#### [DATASET EXTRACT]
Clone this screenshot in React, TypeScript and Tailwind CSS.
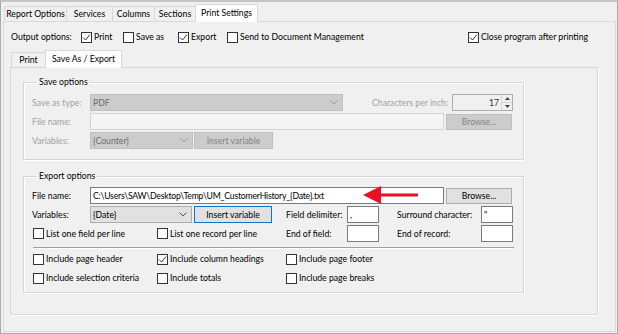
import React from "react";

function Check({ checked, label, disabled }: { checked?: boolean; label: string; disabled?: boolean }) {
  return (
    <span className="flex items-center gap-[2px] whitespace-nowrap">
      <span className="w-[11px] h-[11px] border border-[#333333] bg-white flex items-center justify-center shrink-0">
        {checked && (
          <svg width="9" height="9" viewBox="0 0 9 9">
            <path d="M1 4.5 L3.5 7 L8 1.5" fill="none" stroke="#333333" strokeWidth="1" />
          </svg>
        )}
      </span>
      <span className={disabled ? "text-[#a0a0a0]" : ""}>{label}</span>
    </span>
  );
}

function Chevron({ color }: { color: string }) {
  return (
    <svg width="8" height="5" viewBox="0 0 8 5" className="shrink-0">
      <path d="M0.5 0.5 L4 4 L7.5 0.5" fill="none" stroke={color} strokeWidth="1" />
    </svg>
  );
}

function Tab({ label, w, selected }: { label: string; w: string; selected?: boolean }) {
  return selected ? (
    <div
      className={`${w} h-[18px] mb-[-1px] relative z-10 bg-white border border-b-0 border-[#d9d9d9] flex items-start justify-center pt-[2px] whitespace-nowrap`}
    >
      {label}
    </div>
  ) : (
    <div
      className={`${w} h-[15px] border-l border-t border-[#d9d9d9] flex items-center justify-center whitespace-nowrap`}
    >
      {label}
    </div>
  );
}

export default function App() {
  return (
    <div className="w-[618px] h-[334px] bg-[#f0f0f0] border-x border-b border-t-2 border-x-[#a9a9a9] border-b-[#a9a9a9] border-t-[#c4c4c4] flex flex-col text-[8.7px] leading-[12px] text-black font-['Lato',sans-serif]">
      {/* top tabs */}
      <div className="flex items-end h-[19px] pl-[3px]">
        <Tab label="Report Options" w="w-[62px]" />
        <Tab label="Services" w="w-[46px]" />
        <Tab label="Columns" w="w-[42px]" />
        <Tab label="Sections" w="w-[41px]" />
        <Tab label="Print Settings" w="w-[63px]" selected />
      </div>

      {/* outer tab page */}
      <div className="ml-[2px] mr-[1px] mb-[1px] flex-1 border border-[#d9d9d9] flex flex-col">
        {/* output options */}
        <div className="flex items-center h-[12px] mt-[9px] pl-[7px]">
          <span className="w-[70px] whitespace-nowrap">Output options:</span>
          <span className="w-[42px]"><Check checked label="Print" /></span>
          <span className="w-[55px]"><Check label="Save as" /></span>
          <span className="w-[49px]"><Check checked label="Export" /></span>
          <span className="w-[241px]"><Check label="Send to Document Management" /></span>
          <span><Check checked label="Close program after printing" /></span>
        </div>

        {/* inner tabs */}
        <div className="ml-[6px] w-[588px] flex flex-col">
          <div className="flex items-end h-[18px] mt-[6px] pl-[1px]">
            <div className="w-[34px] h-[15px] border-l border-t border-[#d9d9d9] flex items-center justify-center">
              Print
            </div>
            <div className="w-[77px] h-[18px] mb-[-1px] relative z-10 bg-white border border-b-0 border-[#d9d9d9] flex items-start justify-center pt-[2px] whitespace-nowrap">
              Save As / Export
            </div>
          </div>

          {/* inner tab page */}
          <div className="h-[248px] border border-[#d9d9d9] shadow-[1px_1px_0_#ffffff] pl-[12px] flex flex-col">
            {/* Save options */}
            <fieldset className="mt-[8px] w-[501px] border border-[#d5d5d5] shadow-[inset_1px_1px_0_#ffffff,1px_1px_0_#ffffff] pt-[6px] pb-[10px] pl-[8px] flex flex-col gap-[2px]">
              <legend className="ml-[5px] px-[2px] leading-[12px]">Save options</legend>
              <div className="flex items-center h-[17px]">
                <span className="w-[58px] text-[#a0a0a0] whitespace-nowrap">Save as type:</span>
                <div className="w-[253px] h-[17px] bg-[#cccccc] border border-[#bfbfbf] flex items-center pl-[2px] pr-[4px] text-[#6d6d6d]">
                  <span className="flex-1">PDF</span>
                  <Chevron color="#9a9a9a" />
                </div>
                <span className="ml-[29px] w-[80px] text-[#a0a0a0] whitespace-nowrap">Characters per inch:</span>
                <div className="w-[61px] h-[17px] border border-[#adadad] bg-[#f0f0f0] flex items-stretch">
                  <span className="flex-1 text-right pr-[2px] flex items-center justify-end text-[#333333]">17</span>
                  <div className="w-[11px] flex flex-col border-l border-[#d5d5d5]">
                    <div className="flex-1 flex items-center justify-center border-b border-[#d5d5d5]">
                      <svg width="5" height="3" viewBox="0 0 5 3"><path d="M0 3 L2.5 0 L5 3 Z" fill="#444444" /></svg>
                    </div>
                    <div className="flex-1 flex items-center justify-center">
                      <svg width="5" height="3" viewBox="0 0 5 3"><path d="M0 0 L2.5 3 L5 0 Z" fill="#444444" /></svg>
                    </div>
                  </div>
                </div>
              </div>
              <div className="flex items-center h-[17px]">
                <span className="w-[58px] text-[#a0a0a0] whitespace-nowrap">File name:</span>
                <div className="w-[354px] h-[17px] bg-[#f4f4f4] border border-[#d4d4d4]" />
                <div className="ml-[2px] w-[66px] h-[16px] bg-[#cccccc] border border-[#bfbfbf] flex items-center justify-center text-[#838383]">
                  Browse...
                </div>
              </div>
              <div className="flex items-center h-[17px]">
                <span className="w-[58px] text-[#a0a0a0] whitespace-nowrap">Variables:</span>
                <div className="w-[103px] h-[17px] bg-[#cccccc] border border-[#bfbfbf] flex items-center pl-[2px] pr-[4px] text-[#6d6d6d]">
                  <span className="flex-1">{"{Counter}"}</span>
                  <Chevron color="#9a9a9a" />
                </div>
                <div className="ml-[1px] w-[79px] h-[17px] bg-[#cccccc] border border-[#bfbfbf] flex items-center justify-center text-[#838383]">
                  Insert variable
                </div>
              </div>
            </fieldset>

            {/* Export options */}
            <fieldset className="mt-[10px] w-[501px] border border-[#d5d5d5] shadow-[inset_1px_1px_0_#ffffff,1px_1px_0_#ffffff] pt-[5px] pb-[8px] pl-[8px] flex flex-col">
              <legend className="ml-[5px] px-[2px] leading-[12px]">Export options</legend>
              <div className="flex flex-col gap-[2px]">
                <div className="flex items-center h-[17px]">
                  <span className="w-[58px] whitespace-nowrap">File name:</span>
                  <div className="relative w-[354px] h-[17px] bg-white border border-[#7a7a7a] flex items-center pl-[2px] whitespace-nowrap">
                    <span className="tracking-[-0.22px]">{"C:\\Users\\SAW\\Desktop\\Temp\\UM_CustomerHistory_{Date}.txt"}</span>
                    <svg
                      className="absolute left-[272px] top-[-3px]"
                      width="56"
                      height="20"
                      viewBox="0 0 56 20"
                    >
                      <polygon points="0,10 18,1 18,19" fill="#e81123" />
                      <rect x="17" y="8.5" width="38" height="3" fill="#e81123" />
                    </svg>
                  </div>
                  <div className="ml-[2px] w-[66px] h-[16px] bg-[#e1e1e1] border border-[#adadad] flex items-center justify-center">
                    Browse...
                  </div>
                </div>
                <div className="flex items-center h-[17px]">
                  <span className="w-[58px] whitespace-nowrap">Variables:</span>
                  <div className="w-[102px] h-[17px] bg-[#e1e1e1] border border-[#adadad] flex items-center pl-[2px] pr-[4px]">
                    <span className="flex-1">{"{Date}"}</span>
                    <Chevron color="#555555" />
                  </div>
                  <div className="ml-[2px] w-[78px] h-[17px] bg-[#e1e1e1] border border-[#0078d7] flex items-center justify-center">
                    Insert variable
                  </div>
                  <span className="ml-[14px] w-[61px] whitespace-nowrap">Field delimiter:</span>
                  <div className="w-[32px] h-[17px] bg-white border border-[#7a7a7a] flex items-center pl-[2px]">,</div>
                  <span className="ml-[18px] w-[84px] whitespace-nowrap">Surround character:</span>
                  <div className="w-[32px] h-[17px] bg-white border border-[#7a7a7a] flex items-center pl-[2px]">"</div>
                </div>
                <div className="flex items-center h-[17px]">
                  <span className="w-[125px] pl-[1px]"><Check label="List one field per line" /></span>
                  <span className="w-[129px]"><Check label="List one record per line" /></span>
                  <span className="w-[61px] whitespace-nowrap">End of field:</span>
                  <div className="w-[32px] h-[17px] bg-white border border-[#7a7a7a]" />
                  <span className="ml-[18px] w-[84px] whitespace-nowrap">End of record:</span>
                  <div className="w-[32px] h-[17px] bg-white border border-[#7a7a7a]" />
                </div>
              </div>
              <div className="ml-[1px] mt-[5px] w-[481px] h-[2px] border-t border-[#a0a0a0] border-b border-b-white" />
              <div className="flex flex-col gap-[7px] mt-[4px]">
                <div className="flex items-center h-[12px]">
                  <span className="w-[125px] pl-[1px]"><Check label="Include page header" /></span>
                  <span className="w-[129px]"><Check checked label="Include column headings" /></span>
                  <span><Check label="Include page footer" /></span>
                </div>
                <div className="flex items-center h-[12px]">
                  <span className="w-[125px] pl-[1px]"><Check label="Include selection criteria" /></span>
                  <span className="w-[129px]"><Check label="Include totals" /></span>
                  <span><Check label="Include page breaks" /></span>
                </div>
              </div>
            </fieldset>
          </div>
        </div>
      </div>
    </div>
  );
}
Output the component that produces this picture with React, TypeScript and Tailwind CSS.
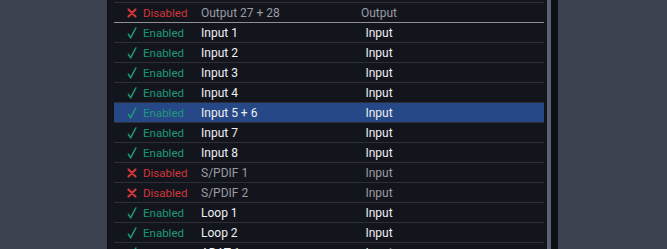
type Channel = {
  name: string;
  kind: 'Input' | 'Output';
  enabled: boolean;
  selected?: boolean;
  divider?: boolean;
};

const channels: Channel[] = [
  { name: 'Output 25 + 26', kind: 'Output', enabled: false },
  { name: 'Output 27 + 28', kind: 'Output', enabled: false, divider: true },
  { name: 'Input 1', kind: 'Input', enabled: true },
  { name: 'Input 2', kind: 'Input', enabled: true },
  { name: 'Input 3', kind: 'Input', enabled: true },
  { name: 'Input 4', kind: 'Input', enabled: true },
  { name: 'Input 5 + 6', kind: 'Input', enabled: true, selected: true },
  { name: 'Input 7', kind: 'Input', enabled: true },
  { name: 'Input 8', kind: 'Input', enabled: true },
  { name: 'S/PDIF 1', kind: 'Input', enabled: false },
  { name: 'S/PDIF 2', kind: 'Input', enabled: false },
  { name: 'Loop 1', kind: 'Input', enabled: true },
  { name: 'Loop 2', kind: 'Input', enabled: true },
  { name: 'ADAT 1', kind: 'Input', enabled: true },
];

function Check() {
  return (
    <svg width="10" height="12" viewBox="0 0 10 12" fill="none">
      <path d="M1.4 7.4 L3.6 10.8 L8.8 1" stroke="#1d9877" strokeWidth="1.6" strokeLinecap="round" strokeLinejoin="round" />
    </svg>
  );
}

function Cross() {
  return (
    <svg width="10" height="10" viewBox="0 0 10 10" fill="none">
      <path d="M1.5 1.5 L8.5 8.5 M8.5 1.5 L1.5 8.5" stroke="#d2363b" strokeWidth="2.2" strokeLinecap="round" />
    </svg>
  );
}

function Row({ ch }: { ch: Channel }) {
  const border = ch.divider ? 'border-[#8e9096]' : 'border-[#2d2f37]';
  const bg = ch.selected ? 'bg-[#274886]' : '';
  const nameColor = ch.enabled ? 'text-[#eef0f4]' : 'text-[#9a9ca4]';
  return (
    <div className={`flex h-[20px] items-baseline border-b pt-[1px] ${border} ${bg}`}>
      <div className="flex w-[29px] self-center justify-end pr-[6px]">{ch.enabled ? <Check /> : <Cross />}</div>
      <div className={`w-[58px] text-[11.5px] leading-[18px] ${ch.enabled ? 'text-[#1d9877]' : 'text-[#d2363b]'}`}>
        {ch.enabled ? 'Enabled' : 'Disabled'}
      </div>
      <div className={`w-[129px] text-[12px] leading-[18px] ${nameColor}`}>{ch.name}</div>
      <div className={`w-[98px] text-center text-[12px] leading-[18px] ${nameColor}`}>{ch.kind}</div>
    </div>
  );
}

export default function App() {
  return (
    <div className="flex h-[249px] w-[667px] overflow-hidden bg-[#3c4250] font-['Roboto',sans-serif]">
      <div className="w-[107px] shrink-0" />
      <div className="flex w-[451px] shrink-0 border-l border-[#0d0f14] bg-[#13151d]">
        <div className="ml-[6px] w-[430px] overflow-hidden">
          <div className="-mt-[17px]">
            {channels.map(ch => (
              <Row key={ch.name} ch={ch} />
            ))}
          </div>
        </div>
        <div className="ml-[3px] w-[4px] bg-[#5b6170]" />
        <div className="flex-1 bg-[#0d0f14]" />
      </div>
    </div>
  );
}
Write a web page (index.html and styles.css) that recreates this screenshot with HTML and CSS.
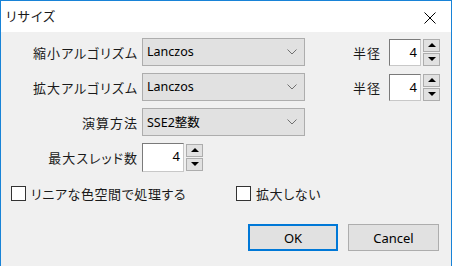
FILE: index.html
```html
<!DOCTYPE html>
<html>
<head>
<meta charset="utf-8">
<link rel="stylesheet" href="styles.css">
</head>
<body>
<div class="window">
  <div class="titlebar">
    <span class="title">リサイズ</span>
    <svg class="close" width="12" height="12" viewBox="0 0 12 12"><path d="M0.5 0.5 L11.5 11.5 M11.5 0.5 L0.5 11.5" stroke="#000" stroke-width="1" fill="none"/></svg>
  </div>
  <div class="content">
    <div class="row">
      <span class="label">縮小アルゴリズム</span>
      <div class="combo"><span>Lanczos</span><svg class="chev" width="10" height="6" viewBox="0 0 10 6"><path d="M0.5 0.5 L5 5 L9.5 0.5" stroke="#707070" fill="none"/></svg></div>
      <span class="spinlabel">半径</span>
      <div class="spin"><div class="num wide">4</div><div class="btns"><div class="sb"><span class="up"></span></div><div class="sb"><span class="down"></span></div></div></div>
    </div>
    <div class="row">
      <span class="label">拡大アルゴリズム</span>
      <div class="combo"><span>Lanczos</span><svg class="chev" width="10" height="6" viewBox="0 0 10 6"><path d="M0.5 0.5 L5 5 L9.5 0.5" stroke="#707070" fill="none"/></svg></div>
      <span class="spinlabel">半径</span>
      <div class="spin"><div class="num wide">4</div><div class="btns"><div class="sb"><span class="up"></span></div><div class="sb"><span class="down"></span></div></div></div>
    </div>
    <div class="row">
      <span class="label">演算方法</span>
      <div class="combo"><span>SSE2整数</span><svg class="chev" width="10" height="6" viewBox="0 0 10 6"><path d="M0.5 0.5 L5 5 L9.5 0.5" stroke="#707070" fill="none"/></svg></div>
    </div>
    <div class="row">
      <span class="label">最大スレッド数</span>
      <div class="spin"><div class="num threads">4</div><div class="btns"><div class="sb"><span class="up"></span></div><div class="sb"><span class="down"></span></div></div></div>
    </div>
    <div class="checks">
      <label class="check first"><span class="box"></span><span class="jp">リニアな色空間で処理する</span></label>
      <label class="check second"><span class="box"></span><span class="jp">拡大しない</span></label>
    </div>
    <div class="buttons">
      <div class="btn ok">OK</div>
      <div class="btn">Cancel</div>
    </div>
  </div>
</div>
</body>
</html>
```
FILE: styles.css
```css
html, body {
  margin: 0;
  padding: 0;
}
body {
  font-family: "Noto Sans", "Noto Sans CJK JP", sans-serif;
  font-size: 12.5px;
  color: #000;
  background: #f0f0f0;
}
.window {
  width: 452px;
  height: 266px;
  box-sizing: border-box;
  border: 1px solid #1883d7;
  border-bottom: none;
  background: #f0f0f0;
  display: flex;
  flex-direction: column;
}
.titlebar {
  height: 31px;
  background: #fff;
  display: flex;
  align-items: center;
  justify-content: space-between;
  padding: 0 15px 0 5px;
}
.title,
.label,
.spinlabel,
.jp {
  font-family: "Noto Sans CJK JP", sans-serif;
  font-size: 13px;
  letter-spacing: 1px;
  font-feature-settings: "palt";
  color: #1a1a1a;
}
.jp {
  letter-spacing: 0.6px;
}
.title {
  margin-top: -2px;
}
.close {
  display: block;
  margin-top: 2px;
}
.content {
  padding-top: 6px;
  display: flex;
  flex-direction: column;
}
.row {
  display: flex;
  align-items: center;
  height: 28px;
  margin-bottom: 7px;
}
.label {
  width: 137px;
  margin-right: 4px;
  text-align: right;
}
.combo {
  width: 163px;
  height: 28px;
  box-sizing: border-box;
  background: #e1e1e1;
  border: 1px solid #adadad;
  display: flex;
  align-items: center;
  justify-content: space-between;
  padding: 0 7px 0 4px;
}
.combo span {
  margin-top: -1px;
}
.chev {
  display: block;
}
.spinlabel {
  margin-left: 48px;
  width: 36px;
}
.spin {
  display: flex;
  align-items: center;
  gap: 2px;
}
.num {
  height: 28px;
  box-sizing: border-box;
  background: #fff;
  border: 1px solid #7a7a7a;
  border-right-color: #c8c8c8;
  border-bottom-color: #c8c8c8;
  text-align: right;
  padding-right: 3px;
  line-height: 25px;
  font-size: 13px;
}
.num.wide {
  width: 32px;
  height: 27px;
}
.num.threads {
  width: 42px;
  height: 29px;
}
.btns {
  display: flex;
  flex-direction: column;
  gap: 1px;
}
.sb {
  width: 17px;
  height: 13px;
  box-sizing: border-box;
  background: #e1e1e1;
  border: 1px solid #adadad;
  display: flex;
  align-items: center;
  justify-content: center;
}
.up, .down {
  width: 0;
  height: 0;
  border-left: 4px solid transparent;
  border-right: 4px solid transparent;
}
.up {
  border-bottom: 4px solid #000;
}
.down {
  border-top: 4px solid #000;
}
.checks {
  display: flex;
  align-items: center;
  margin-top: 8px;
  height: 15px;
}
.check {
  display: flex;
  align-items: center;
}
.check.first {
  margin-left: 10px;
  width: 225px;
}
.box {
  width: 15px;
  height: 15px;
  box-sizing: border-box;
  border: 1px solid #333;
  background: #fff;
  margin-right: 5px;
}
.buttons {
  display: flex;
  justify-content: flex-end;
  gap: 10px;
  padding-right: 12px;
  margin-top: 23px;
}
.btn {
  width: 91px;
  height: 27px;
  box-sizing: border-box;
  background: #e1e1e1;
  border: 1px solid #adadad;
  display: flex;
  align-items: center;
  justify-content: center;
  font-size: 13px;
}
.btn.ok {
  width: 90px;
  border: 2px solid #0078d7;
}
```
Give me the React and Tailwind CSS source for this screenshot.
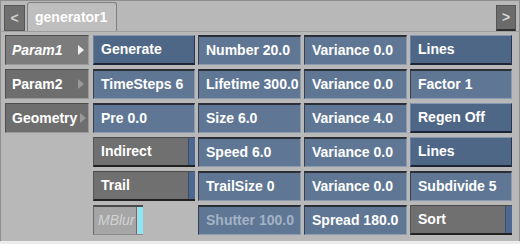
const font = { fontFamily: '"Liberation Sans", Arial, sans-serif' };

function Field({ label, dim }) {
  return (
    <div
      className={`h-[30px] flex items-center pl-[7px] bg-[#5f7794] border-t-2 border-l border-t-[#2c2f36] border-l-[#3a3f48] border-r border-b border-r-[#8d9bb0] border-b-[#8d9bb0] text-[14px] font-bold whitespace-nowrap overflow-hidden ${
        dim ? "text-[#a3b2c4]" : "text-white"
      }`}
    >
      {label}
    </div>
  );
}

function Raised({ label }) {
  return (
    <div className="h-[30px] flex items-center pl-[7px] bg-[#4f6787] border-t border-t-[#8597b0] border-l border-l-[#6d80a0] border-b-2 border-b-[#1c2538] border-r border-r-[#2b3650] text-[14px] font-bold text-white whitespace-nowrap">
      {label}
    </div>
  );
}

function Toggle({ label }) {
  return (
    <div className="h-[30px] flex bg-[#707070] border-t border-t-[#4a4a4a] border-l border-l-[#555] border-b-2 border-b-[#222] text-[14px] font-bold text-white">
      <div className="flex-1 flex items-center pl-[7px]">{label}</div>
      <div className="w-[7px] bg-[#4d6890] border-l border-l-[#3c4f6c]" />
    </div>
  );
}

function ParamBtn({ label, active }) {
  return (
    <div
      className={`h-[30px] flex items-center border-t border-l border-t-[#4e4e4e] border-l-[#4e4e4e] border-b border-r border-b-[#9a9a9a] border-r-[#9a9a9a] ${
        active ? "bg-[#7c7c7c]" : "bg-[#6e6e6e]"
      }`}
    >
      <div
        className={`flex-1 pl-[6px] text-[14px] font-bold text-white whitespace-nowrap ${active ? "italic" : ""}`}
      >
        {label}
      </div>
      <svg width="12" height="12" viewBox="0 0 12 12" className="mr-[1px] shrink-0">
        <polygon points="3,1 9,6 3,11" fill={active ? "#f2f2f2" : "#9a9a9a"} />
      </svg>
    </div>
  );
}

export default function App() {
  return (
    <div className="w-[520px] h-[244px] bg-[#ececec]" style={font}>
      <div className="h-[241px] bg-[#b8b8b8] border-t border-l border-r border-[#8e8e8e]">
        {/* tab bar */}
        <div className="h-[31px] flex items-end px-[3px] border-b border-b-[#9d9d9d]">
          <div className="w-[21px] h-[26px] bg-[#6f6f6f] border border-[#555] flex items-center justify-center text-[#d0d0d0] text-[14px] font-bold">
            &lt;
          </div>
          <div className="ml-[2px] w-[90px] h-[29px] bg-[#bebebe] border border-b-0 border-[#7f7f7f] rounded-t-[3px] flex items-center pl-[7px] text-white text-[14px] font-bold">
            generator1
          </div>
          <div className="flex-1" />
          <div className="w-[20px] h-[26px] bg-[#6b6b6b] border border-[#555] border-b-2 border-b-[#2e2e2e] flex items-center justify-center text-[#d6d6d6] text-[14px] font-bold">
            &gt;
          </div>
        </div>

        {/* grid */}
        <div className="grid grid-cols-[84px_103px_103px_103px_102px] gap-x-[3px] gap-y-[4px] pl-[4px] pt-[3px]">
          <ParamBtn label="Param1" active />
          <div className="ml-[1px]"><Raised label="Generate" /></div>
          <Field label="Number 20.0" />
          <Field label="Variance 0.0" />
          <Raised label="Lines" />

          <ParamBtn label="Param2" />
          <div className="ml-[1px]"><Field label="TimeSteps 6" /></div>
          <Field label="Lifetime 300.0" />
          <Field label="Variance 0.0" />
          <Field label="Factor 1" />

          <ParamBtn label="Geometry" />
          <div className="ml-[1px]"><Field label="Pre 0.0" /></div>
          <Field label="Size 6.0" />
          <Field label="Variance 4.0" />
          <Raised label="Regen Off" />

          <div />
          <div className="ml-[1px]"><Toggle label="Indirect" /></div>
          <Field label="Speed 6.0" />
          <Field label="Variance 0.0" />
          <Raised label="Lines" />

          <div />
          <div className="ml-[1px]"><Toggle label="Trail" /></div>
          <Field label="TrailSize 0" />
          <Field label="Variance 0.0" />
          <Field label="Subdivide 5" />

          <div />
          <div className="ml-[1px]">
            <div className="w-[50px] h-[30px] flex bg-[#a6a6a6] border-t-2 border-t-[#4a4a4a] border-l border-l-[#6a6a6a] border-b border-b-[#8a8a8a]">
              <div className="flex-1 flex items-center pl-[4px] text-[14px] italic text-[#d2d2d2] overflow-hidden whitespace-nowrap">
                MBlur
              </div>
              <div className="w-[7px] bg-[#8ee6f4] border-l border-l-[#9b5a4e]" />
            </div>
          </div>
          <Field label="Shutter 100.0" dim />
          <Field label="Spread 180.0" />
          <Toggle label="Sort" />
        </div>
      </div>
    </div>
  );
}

#### [DIRECTIONS]
Without any pictures, reproduce the lines from the first one in the material through the line that has "import React from", exactly as they appear.

#### [EXPECTED OUTPUT]
Clone this screenshot in React, TypeScript and Tailwind CSS.
import React from "react";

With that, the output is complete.